▶ _Given problem_
Below are some records: retype them all exactly, but not the pictures.

▶ _Record excerpts_

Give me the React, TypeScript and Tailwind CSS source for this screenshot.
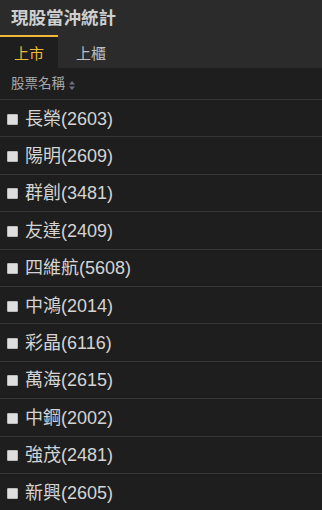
import { useState } from "react";

const stocks = [
  "長榮(2603)",
  "陽明(2609)",
  "群創(3481)",
  "友達(2409)",
  "四維航(5608)",
  "中鴻(2014)",
  "彩晶(6116)",
  "萬海(2615)",
  "中鋼(2002)",
  "強茂(2481)",
  "新興(2605)",
];

const font = { fontFamily: '"Liberation Sans", "Noto Sans CJK TC", sans-serif' };

export default function App() {
  const [tab, setTab] = useState(0);

  return (
    <div className="w-[322px] h-[510px] overflow-hidden bg-[#1e1e1e] text-[#d8d8d8]" style={font}>
      <div className="bg-[#2b2b2b]">
        <div className="h-[35px] flex items-center px-[11px] pt-[1px] text-[17.5px] font-bold text-[#cfcfcf]">現股當沖統計</div>
        <div className="flex h-[33px]">
          {["上市", "上櫃"].map((t, i) => (
            <button
              key={t}
              onClick={() => setTab(i)}
              className={
                (i === 0 ? "w-[58px] " : "w-[66px] ") +
                "pt-[4px] text-[15px] flex items-center justify-center border-t-2 " +
                (tab === i ? "bg-[#1e1e1e] border-[#f0b73a] text-[#f0b73a]" : "border-transparent text-[#bdbdbd]")
              }
            >
              {t}
            </button>
          ))}
        </div>
      </div>

      <div className="h-[32px] flex items-center px-[11px] pt-[2px] text-[13.5px] text-[#a8a8a8] border-b border-[#353535]">
        股票名稱
        <svg width="8" height="11" viewBox="0 0 8 11" className="ml-[3px] mt-[2px]">
          <path d="M4 1 L7 4.5 H1 Z" fill="#6b7385" />
          <path d="M4 10 L7 6.5 H1 Z" fill="#6b7385" />
        </svg>
      </div>

      {stocks.map((s) => (
        <div key={s} className="h-[37.4px] flex items-center px-[7px] pt-[2px] border-b border-[#353535]">
          <span className="w-[11px] h-[11px] bg-[#dedede] border border-[#bbbbbb] rounded-[1px] mr-[7px]" />
          <span className="text-[18px] text-[#d4d4d4]">{s}</span>
        </div>
      ))}
    </div>
  );
}
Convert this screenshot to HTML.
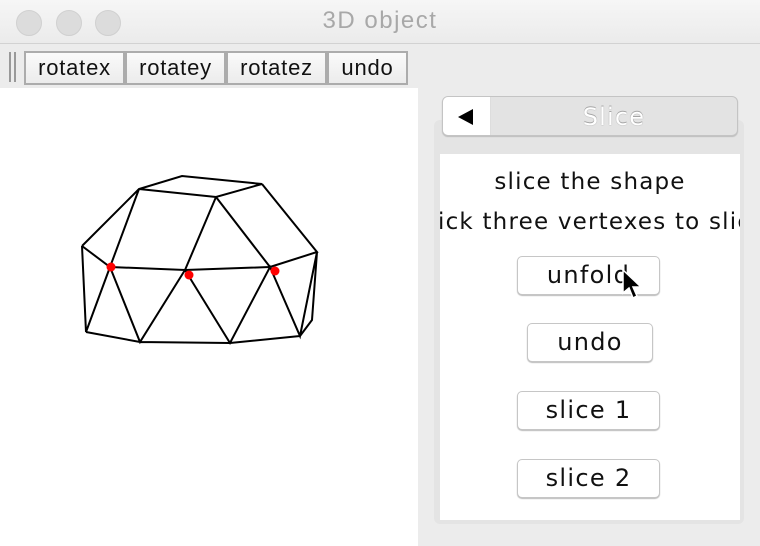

▶ _Correct result_
Give me the React, TypeScript and Tailwind CSS source for this screenshot.
import { useState } from "react";

const stocks = [
  "長榮(2603)",
  "陽明(2609)",
  "群創(3481)",
  "友達(2409)",
  "四維航(5608)",
  "中鴻(2014)",
  "彩晶(6116)",
  "萬海(2615)",
  "中鋼(2002)",
  "強茂(2481)",
  "新興(2605)",
];

const font = { fontFamily: '"Liberation Sans", "Noto Sans CJK TC", sans-serif' };

export default function App() {
  const [tab, setTab] = useState(0);

  return (
    <div className="w-[322px] h-[510px] overflow-hidden bg-[#1e1e1e] text-[#d8d8d8]" style={font}>
      <div className="bg-[#2b2b2b]">
        <div className="h-[35px] flex items-center px-[11px] pt-[1px] text-[17.5px] font-bold text-[#cfcfcf]">現股當沖統計</div>
        <div className="flex h-[33px]">
          {["上市", "上櫃"].map((t, i) => (
            <button
              key={t}
              onClick={() => setTab(i)}
              className={
                (i === 0 ? "w-[58px] " : "w-[66px] ") +
                "pt-[4px] text-[15px] flex items-center justify-center border-t-2 " +
                (tab === i ? "bg-[#1e1e1e] border-[#f0b73a] text-[#f0b73a]" : "border-transparent text-[#bdbdbd]")
              }
            >
              {t}
            </button>
          ))}
        </div>
      </div>

      <div className="h-[32px] flex items-center px-[11px] pt-[2px] text-[13.5px] text-[#a8a8a8] border-b border-[#353535]">
        股票名稱
        <svg width="8" height="11" viewBox="0 0 8 11" className="ml-[3px] mt-[2px]">
          <path d="M4 1 L7 4.5 H1 Z" fill="#6b7385" />
          <path d="M4 10 L7 6.5 H1 Z" fill="#6b7385" />
        </svg>
      </div>

      {stocks.map((s) => (
        <div key={s} className="h-[37.4px] flex items-center px-[7px] pt-[2px] border-b border-[#353535]">
          <span className="w-[11px] h-[11px] bg-[#dedede] border border-[#bbbbbb] rounded-[1px] mr-[7px]" />
          <span className="text-[18px] text-[#d4d4d4]">{s}</span>
        </div>
      ))}
    </div>
  );
}
Convert this screenshot to HTML.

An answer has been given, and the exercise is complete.